WRITTEN INSTRUCTION: Give the data again exactly as written, skipping any pictures.

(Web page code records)
━━━━━━
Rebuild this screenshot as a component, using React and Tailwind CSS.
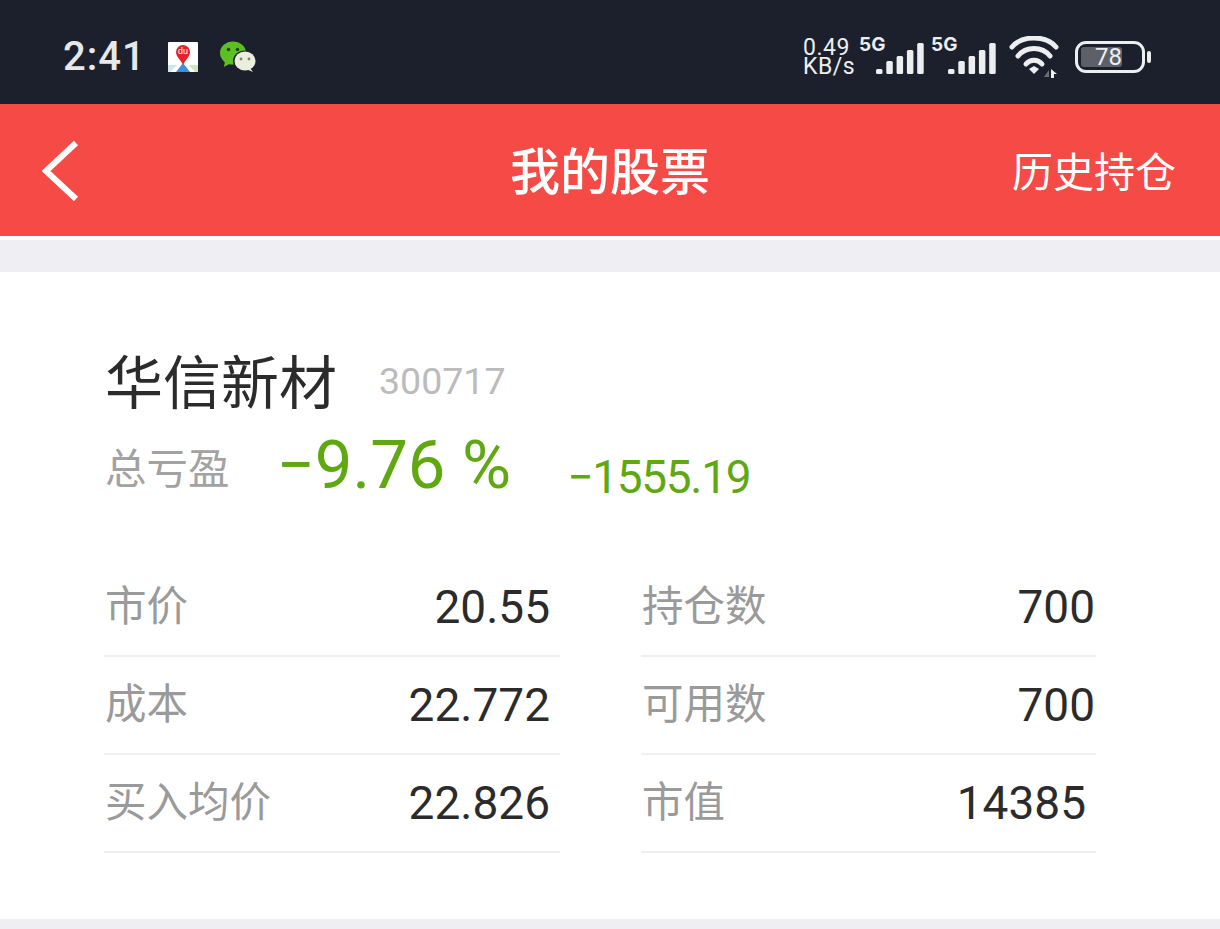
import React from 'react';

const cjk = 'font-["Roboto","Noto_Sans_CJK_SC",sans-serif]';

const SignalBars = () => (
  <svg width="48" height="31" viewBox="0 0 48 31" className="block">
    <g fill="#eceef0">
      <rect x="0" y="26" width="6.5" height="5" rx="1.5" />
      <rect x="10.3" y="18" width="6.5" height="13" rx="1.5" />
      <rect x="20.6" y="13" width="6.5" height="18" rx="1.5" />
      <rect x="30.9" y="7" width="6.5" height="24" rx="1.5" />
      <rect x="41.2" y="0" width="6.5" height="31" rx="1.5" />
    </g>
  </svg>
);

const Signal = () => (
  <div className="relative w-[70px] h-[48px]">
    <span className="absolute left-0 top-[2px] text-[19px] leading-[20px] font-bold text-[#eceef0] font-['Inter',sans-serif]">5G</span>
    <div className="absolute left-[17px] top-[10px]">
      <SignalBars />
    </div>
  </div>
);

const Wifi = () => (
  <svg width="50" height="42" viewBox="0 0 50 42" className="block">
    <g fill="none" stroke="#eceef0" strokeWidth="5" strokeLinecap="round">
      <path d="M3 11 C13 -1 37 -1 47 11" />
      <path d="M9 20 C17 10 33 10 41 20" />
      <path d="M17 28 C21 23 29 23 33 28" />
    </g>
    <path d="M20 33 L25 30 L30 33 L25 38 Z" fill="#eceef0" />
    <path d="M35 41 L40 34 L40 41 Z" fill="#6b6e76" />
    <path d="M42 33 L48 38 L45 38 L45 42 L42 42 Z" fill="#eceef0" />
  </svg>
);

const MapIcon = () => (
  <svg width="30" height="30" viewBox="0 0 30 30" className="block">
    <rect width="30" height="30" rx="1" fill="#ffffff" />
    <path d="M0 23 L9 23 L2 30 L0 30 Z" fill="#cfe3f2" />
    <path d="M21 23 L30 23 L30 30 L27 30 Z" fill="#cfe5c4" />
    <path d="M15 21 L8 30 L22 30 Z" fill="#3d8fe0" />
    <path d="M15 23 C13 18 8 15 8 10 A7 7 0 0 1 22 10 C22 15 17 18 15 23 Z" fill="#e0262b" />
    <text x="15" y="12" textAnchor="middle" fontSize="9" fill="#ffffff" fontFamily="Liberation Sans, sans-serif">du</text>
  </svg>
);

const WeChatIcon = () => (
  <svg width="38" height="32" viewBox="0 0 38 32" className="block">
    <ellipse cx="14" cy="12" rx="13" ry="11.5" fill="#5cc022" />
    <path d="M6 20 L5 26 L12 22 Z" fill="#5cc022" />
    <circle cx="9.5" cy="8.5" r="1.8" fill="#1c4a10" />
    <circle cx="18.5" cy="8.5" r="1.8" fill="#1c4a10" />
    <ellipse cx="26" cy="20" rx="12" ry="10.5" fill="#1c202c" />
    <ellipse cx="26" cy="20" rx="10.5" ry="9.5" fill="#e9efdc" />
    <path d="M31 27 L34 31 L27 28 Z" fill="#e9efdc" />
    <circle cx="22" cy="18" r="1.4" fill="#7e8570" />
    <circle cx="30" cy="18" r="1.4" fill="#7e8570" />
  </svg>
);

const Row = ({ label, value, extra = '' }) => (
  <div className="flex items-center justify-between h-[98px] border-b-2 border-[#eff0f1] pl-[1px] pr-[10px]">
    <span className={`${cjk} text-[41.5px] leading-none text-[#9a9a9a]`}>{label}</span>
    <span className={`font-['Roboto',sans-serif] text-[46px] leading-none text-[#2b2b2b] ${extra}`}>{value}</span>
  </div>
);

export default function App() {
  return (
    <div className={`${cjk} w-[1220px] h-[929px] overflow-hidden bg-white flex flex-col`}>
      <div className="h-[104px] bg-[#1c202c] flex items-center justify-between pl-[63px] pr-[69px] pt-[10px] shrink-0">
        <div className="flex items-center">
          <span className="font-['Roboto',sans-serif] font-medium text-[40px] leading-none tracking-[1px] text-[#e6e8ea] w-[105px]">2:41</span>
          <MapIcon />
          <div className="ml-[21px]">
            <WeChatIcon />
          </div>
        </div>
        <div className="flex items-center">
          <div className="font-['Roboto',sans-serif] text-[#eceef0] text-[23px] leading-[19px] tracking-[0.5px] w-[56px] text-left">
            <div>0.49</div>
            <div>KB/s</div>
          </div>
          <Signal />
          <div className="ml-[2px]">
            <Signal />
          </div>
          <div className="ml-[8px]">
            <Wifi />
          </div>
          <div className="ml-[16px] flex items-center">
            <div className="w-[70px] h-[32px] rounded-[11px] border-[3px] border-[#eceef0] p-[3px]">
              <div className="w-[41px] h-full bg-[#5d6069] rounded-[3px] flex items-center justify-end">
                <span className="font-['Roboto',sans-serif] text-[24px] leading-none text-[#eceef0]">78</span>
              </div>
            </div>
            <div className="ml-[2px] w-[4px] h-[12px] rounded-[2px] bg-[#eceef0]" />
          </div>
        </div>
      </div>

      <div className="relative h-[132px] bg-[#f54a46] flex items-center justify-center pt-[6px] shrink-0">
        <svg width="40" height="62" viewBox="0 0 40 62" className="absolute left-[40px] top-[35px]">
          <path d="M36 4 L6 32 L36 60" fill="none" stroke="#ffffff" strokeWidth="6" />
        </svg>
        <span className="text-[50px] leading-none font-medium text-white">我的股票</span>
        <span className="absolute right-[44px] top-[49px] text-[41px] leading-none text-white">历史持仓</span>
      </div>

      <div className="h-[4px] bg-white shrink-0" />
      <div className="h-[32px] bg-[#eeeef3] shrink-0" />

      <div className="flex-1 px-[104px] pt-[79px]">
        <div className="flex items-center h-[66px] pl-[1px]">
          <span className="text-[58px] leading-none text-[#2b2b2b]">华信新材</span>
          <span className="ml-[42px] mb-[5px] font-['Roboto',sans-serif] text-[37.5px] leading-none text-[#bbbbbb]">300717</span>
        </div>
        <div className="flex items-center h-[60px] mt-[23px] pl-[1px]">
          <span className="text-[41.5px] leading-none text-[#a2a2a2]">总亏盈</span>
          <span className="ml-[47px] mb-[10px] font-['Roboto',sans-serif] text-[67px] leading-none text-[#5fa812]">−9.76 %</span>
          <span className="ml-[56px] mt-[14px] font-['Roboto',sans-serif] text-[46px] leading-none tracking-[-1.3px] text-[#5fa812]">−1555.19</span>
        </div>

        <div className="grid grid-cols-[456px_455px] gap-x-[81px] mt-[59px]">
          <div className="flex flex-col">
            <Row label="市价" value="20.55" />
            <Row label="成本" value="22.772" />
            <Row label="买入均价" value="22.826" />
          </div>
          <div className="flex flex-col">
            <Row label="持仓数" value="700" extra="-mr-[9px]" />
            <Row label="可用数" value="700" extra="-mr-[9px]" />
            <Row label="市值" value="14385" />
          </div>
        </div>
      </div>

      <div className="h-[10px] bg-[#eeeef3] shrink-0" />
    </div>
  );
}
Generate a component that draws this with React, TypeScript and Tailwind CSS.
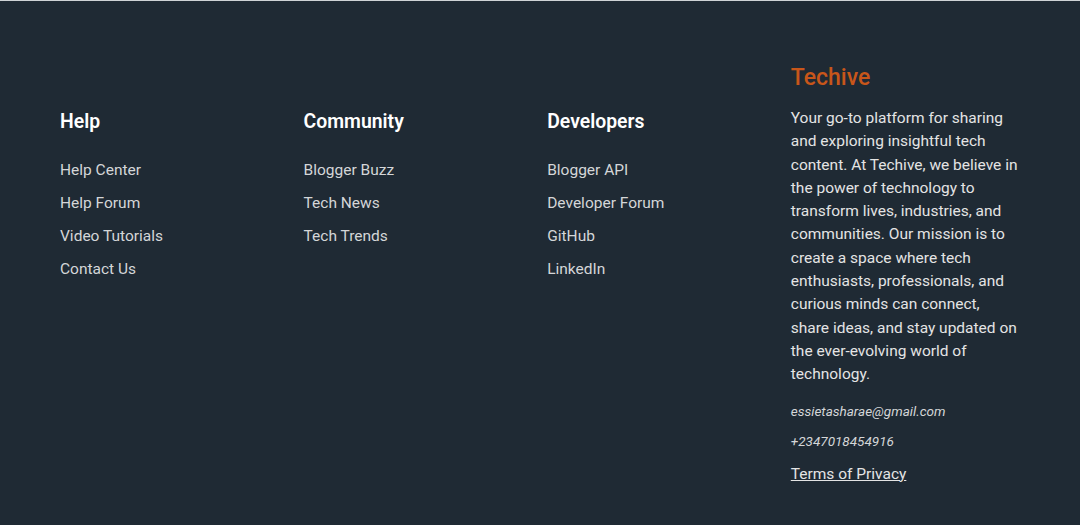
━━━━━━
CORRECT ANSWER:
Rebuild this screenshot as a component, using React and Tailwind CSS.
import React from 'react';

const cjk = 'font-["Roboto","Noto_Sans_CJK_SC",sans-serif]';

const SignalBars = () => (
  <svg width="48" height="31" viewBox="0 0 48 31" className="block">
    <g fill="#eceef0">
      <rect x="0" y="26" width="6.5" height="5" rx="1.5" />
      <rect x="10.3" y="18" width="6.5" height="13" rx="1.5" />
      <rect x="20.6" y="13" width="6.5" height="18" rx="1.5" />
      <rect x="30.9" y="7" width="6.5" height="24" rx="1.5" />
      <rect x="41.2" y="0" width="6.5" height="31" rx="1.5" />
    </g>
  </svg>
);

const Signal = () => (
  <div className="relative w-[70px] h-[48px]">
    <span className="absolute left-0 top-[2px] text-[19px] leading-[20px] font-bold text-[#eceef0] font-['Inter',sans-serif]">5G</span>
    <div className="absolute left-[17px] top-[10px]">
      <SignalBars />
    </div>
  </div>
);

const Wifi = () => (
  <svg width="50" height="42" viewBox="0 0 50 42" className="block">
    <g fill="none" stroke="#eceef0" strokeWidth="5" strokeLinecap="round">
      <path d="M3 11 C13 -1 37 -1 47 11" />
      <path d="M9 20 C17 10 33 10 41 20" />
      <path d="M17 28 C21 23 29 23 33 28" />
    </g>
    <path d="M20 33 L25 30 L30 33 L25 38 Z" fill="#eceef0" />
    <path d="M35 41 L40 34 L40 41 Z" fill="#6b6e76" />
    <path d="M42 33 L48 38 L45 38 L45 42 L42 42 Z" fill="#eceef0" />
  </svg>
);

const MapIcon = () => (
  <svg width="30" height="30" viewBox="0 0 30 30" className="block">
    <rect width="30" height="30" rx="1" fill="#ffffff" />
    <path d="M0 23 L9 23 L2 30 L0 30 Z" fill="#cfe3f2" />
    <path d="M21 23 L30 23 L30 30 L27 30 Z" fill="#cfe5c4" />
    <path d="M15 21 L8 30 L22 30 Z" fill="#3d8fe0" />
    <path d="M15 23 C13 18 8 15 8 10 A7 7 0 0 1 22 10 C22 15 17 18 15 23 Z" fill="#e0262b" />
    <text x="15" y="12" textAnchor="middle" fontSize="9" fill="#ffffff" fontFamily="Liberation Sans, sans-serif">du</text>
  </svg>
);

const WeChatIcon = () => (
  <svg width="38" height="32" viewBox="0 0 38 32" className="block">
    <ellipse cx="14" cy="12" rx="13" ry="11.5" fill="#5cc022" />
    <path d="M6 20 L5 26 L12 22 Z" fill="#5cc022" />
    <circle cx="9.5" cy="8.5" r="1.8" fill="#1c4a10" />
    <circle cx="18.5" cy="8.5" r="1.8" fill="#1c4a10" />
    <ellipse cx="26" cy="20" rx="12" ry="10.5" fill="#1c202c" />
    <ellipse cx="26" cy="20" rx="10.5" ry="9.5" fill="#e9efdc" />
    <path d="M31 27 L34 31 L27 28 Z" fill="#e9efdc" />
    <circle cx="22" cy="18" r="1.4" fill="#7e8570" />
    <circle cx="30" cy="18" r="1.4" fill="#7e8570" />
  </svg>
);

const Row = ({ label, value, extra = '' }) => (
  <div className="flex items-center justify-between h-[98px] border-b-2 border-[#eff0f1] pl-[1px] pr-[10px]">
    <span className={`${cjk} text-[41.5px] leading-none text-[#9a9a9a]`}>{label}</span>
    <span className={`font-['Roboto',sans-serif] text-[46px] leading-none text-[#2b2b2b] ${extra}`}>{value}</span>
  </div>
);

export default function App() {
  return (
    <div className={`${cjk} w-[1220px] h-[929px] overflow-hidden bg-white flex flex-col`}>
      <div className="h-[104px] bg-[#1c202c] flex items-center justify-between pl-[63px] pr-[69px] pt-[10px] shrink-0">
        <div className="flex items-center">
          <span className="font-['Roboto',sans-serif] font-medium text-[40px] leading-none tracking-[1px] text-[#e6e8ea] w-[105px]">2:41</span>
          <MapIcon />
          <div className="ml-[21px]">
            <WeChatIcon />
          </div>
        </div>
        <div className="flex items-center">
          <div className="font-['Roboto',sans-serif] text-[#eceef0] text-[23px] leading-[19px] tracking-[0.5px] w-[56px] text-left">
            <div>0.49</div>
            <div>KB/s</div>
          </div>
          <Signal />
          <div className="ml-[2px]">
            <Signal />
          </div>
          <div className="ml-[8px]">
            <Wifi />
          </div>
          <div className="ml-[16px] flex items-center">
            <div className="w-[70px] h-[32px] rounded-[11px] border-[3px] border-[#eceef0] p-[3px]">
              <div className="w-[41px] h-full bg-[#5d6069] rounded-[3px] flex items-center justify-end">
                <span className="font-['Roboto',sans-serif] text-[24px] leading-none text-[#eceef0]">78</span>
              </div>
            </div>
            <div className="ml-[2px] w-[4px] h-[12px] rounded-[2px] bg-[#eceef0]" />
          </div>
        </div>
      </div>

      <div className="relative h-[132px] bg-[#f54a46] flex items-center justify-center pt-[6px] shrink-0">
        <svg width="40" height="62" viewBox="0 0 40 62" className="absolute left-[40px] top-[35px]">
          <path d="M36 4 L6 32 L36 60" fill="none" stroke="#ffffff" strokeWidth="6" />
        </svg>
        <span className="text-[50px] leading-none font-medium text-white">我的股票</span>
        <span className="absolute right-[44px] top-[49px] text-[41px] leading-none text-white">历史持仓</span>
      </div>

      <div className="h-[4px] bg-white shrink-0" />
      <div className="h-[32px] bg-[#eeeef3] shrink-0" />

      <div className="flex-1 px-[104px] pt-[79px]">
        <div className="flex items-center h-[66px] pl-[1px]">
          <span className="text-[58px] leading-none text-[#2b2b2b]">华信新材</span>
          <span className="ml-[42px] mb-[5px] font-['Roboto',sans-serif] text-[37.5px] leading-none text-[#bbbbbb]">300717</span>
        </div>
        <div className="flex items-center h-[60px] mt-[23px] pl-[1px]">
          <span className="text-[41.5px] leading-none text-[#a2a2a2]">总亏盈</span>
          <span className="ml-[47px] mb-[10px] font-['Roboto',sans-serif] text-[67px] leading-none text-[#5fa812]">−9.76 %</span>
          <span className="ml-[56px] mt-[14px] font-['Roboto',sans-serif] text-[46px] leading-none tracking-[-1.3px] text-[#5fa812]">−1555.19</span>
        </div>

        <div className="grid grid-cols-[456px_455px] gap-x-[81px] mt-[59px]">
          <div className="flex flex-col">
            <Row label="市价" value="20.55" />
            <Row label="成本" value="22.772" />
            <Row label="买入均价" value="22.826" />
          </div>
          <div className="flex flex-col">
            <Row label="持仓数" value="700" extra="-mr-[9px]" />
            <Row label="可用数" value="700" extra="-mr-[9px]" />
            <Row label="市值" value="14385" />
          </div>
        </div>
      </div>

      <div className="h-[10px] bg-[#eeeef3] shrink-0" />
    </div>
  );
}
Generate a component that draws this with React, TypeScript and Tailwind CSS.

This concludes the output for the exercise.